__WHAT IS REQUIRED__: The material below should be written out in full and exactly; pictures stay out of the copy.
====================
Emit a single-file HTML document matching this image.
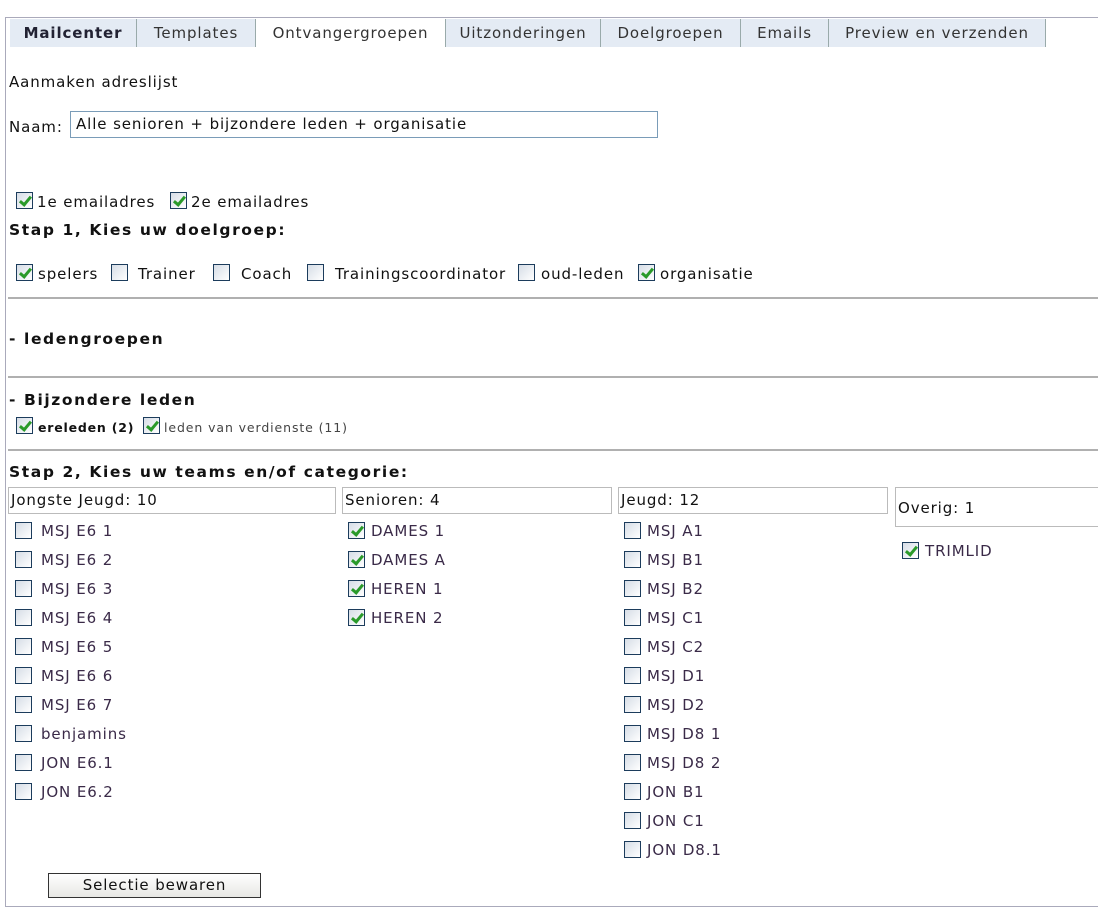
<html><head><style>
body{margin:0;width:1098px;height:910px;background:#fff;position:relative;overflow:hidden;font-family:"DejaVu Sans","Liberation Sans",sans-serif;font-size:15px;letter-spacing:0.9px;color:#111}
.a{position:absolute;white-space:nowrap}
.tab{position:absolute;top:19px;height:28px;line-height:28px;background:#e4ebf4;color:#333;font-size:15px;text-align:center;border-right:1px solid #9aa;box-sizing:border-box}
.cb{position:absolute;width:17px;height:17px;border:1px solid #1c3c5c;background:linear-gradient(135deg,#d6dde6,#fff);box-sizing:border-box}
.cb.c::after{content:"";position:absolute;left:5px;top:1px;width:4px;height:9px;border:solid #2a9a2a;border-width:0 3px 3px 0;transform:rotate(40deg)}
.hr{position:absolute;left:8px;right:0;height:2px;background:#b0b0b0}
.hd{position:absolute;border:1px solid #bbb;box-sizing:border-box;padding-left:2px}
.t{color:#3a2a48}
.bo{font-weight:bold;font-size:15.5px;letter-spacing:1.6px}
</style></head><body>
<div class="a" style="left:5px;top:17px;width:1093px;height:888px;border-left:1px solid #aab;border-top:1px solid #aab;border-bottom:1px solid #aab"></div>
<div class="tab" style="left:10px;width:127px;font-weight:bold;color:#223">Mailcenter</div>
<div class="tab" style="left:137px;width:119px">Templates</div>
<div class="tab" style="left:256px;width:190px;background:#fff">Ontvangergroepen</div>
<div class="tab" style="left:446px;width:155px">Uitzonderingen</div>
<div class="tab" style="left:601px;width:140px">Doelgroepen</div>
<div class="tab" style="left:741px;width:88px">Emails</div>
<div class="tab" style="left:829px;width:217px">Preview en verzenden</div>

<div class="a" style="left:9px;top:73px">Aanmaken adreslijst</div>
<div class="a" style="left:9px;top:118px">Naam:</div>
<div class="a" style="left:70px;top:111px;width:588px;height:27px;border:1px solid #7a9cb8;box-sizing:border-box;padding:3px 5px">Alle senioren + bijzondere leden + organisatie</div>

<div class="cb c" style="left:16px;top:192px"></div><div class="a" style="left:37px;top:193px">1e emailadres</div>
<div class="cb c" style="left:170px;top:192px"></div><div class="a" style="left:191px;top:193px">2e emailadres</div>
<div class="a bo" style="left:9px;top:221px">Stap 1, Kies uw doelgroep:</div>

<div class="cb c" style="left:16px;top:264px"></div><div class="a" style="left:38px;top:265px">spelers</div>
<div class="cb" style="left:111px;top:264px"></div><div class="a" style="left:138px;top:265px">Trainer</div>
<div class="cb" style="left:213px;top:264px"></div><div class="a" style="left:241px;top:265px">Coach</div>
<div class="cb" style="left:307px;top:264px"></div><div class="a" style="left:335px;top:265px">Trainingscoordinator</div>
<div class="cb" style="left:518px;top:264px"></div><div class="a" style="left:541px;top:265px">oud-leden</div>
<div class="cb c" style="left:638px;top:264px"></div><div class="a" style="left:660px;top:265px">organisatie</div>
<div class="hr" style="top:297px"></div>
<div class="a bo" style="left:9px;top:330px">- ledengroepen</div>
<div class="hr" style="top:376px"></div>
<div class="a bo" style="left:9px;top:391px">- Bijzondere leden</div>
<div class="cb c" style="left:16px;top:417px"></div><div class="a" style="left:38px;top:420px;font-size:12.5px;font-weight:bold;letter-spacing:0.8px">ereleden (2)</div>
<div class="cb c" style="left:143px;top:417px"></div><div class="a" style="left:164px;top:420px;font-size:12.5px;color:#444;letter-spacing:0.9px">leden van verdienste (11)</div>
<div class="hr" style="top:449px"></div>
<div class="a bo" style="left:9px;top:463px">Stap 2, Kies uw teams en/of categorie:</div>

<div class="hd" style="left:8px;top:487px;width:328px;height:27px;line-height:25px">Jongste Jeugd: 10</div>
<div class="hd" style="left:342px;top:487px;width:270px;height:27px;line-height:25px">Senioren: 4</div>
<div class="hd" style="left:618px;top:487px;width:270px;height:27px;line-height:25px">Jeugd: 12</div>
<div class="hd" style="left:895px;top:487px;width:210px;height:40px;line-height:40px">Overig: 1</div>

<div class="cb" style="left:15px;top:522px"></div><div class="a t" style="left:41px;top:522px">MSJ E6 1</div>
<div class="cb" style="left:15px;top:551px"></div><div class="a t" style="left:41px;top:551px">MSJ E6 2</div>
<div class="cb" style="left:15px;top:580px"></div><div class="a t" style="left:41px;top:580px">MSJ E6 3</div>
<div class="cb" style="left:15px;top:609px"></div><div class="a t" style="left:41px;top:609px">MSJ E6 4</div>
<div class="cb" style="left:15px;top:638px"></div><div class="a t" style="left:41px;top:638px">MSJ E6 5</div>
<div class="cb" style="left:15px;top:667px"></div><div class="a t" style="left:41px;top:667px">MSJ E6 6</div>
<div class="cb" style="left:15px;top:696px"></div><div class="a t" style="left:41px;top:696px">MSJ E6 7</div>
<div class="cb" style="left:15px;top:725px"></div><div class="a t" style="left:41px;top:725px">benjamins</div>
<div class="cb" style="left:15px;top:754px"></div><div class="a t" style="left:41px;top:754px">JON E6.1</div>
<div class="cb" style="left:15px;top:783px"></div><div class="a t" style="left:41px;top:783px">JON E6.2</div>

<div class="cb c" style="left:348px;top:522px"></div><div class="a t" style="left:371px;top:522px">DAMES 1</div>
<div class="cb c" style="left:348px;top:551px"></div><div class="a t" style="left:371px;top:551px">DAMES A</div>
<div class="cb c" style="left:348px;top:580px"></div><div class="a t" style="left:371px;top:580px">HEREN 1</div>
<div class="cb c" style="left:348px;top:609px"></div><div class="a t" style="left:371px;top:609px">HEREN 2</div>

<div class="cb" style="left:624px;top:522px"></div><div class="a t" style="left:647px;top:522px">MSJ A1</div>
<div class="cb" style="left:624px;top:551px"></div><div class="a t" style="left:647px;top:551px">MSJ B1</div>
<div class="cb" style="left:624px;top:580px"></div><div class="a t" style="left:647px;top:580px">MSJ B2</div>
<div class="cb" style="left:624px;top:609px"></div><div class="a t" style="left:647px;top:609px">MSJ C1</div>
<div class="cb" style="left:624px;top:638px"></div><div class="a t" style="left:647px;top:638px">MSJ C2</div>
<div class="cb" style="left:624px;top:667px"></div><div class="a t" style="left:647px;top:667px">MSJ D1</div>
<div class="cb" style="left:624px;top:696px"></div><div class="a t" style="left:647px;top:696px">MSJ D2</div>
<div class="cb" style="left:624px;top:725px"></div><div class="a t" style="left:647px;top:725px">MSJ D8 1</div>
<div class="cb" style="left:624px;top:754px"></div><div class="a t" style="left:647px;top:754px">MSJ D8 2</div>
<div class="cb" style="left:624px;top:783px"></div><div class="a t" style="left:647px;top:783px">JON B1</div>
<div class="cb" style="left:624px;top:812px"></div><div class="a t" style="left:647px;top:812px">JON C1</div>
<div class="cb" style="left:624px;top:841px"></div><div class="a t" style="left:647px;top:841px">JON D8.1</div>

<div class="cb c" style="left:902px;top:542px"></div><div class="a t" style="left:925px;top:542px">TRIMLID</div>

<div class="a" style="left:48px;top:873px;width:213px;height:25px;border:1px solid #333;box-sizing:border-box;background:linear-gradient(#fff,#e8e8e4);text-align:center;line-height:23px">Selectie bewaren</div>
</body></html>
====================
__WRITTEN SOLUTION__:
Emit a single-file HTML document matching this image.
<html><head><style>
body{margin:0;width:1098px;height:910px;background:#fff;position:relative;overflow:hidden;font-family:"DejaVu Sans","Liberation Sans",sans-serif;font-size:15px;letter-spacing:0.9px;color:#111}
.a{position:absolute;white-space:nowrap}
.tab{position:absolute;top:19px;height:28px;line-height:28px;background:#e4ebf4;color:#333;font-size:15px;text-align:center;border-right:1px solid #9aa;box-sizing:border-box}
.cb{position:absolute;width:17px;height:17px;border:1px solid #1c3c5c;background:linear-gradient(135deg,#d6dde6,#fff);box-sizing:border-box}
.cb.c::after{content:"";position:absolute;left:5px;top:1px;width:4px;height:9px;border:solid #2a9a2a;border-width:0 3px 3px 0;transform:rotate(40deg)}
.hr{position:absolute;left:8px;right:0;height:2px;background:#b0b0b0}
.hd{position:absolute;border:1px solid #bbb;box-sizing:border-box;padding-left:2px}
.t{color:#3a2a48}
.bo{font-weight:bold;font-size:15.5px;letter-spacing:1.6px}
</style></head><body>
<div class="a" style="left:5px;top:17px;width:1093px;height:888px;border-left:1px solid #aab;border-top:1px solid #aab;border-bottom:1px solid #aab"></div>
<div class="tab" style="left:10px;width:127px;font-weight:bold;color:#223">Mailcenter</div>
<div class="tab" style="left:137px;width:119px">Templates</div>
<div class="tab" style="left:256px;width:190px;background:#fff">Ontvangergroepen</div>
<div class="tab" style="left:446px;width:155px">Uitzonderingen</div>
<div class="tab" style="left:601px;width:140px">Doelgroepen</div>
<div class="tab" style="left:741px;width:88px">Emails</div>
<div class="tab" style="left:829px;width:217px">Preview en verzenden</div>

<div class="a" style="left:9px;top:73px">Aanmaken adreslijst</div>
<div class="a" style="left:9px;top:118px">Naam:</div>
<div class="a" style="left:70px;top:111px;width:588px;height:27px;border:1px solid #7a9cb8;box-sizing:border-box;padding:3px 5px">Alle senioren + bijzondere leden + organisatie</div>

<div class="cb c" style="left:16px;top:192px"></div><div class="a" style="left:37px;top:193px">1e emailadres</div>
<div class="cb c" style="left:170px;top:192px"></div><div class="a" style="left:191px;top:193px">2e emailadres</div>
<div class="a bo" style="left:9px;top:221px">Stap 1, Kies uw doelgroep:</div>

<div class="cb c" style="left:16px;top:264px"></div><div class="a" style="left:38px;top:265px">spelers</div>
<div class="cb" style="left:111px;top:264px"></div><div class="a" style="left:138px;top:265px">Trainer</div>
<div class="cb" style="left:213px;top:264px"></div><div class="a" style="left:241px;top:265px">Coach</div>
<div class="cb" style="left:307px;top:264px"></div><div class="a" style="left:335px;top:265px">Trainingscoordinator</div>
<div class="cb" style="left:518px;top:264px"></div><div class="a" style="left:541px;top:265px">oud-leden</div>
<div class="cb c" style="left:638px;top:264px"></div><div class="a" style="left:660px;top:265px">organisatie</div>
<div class="hr" style="top:297px"></div>
<div class="a bo" style="left:9px;top:330px">- ledengroepen</div>
<div class="hr" style="top:376px"></div>
<div class="a bo" style="left:9px;top:391px">- Bijzondere leden</div>
<div class="cb c" style="left:16px;top:417px"></div><div class="a" style="left:38px;top:420px;font-size:12.5px;font-weight:bold;letter-spacing:0.8px">ereleden (2)</div>
<div class="cb c" style="left:143px;top:417px"></div><div class="a" style="left:164px;top:420px;font-size:12.5px;color:#444;letter-spacing:0.9px">leden van verdienste (11)</div>
<div class="hr" style="top:449px"></div>
<div class="a bo" style="left:9px;top:463px">Stap 2, Kies uw teams en/of categorie:</div>

<div class="hd" style="left:8px;top:487px;width:328px;height:27px;line-height:25px">Jongste Jeugd: 10</div>
<div class="hd" style="left:342px;top:487px;width:270px;height:27px;line-height:25px">Senioren: 4</div>
<div class="hd" style="left:618px;top:487px;width:270px;height:27px;line-height:25px">Jeugd: 12</div>
<div class="hd" style="left:895px;top:487px;width:210px;height:40px;line-height:40px">Overig: 1</div>

<div class="cb" style="left:15px;top:522px"></div><div class="a t" style="left:41px;top:522px">MSJ E6 1</div>
<div class="cb" style="left:15px;top:551px"></div><div class="a t" style="left:41px;top:551px">MSJ E6 2</div>
<div class="cb" style="left:15px;top:580px"></div><div class="a t" style="left:41px;top:580px">MSJ E6 3</div>
<div class="cb" style="left:15px;top:609px"></div><div class="a t" style="left:41px;top:609px">MSJ E6 4</div>
<div class="cb" style="left:15px;top:638px"></div><div class="a t" style="left:41px;top:638px">MSJ E6 5</div>
<div class="cb" style="left:15px;top:667px"></div><div class="a t" style="left:41px;top:667px">MSJ E6 6</div>
<div class="cb" style="left:15px;top:696px"></div><div class="a t" style="left:41px;top:696px">MSJ E6 7</div>
<div class="cb" style="left:15px;top:725px"></div><div class="a t" style="left:41px;top:725px">benjamins</div>
<div class="cb" style="left:15px;top:754px"></div><div class="a t" style="left:41px;top:754px">JON E6.1</div>
<div class="cb" style="left:15px;top:783px"></div><div class="a t" style="left:41px;top:783px">JON E6.2</div>

<div class="cb c" style="left:348px;top:522px"></div><div class="a t" style="left:371px;top:522px">DAMES 1</div>
<div class="cb c" style="left:348px;top:551px"></div><div class="a t" style="left:371px;top:551px">DAMES A</div>
<div class="cb c" style="left:348px;top:580px"></div><div class="a t" style="left:371px;top:580px">HEREN 1</div>
<div class="cb c" style="left:348px;top:609px"></div><div class="a t" style="left:371px;top:609px">HEREN 2</div>

<div class="cb" style="left:624px;top:522px"></div><div class="a t" style="left:647px;top:522px">MSJ A1</div>
<div class="cb" style="left:624px;top:551px"></div><div class="a t" style="left:647px;top:551px">MSJ B1</div>
<div class="cb" style="left:624px;top:580px"></div><div class="a t" style="left:647px;top:580px">MSJ B2</div>
<div class="cb" style="left:624px;top:609px"></div><div class="a t" style="left:647px;top:609px">MSJ C1</div>
<div class="cb" style="left:624px;top:638px"></div><div class="a t" style="left:647px;top:638px">MSJ C2</div>
<div class="cb" style="left:624px;top:667px"></div><div class="a t" style="left:647px;top:667px">MSJ D1</div>
<div class="cb" style="left:624px;top:696px"></div><div class="a t" style="left:647px;top:696px">MSJ D2</div>
<div class="cb" style="left:624px;top:725px"></div><div class="a t" style="left:647px;top:725px">MSJ D8 1</div>
<div class="cb" style="left:624px;top:754px"></div><div class="a t" style="left:647px;top:754px">MSJ D8 2</div>
<div class="cb" style="left:624px;top:783px"></div><div class="a t" style="left:647px;top:783px">JON B1</div>
<div class="cb" style="left:624px;top:812px"></div><div class="a t" style="left:647px;top:812px">JON C1</div>
<div class="cb" style="left:624px;top:841px"></div><div class="a t" style="left:647px;top:841px">JON D8.1</div>

<div class="cb c" style="left:902px;top:542px"></div><div class="a t" style="left:925px;top:542px">TRIMLID</div>

<div class="a" style="left:48px;top:873px;width:213px;height:25px;border:1px solid #333;box-sizing:border-box;background:linear-gradient(#fff,#e8e8e4);text-align:center;line-height:23px">Selectie bewaren</div>
</body></html>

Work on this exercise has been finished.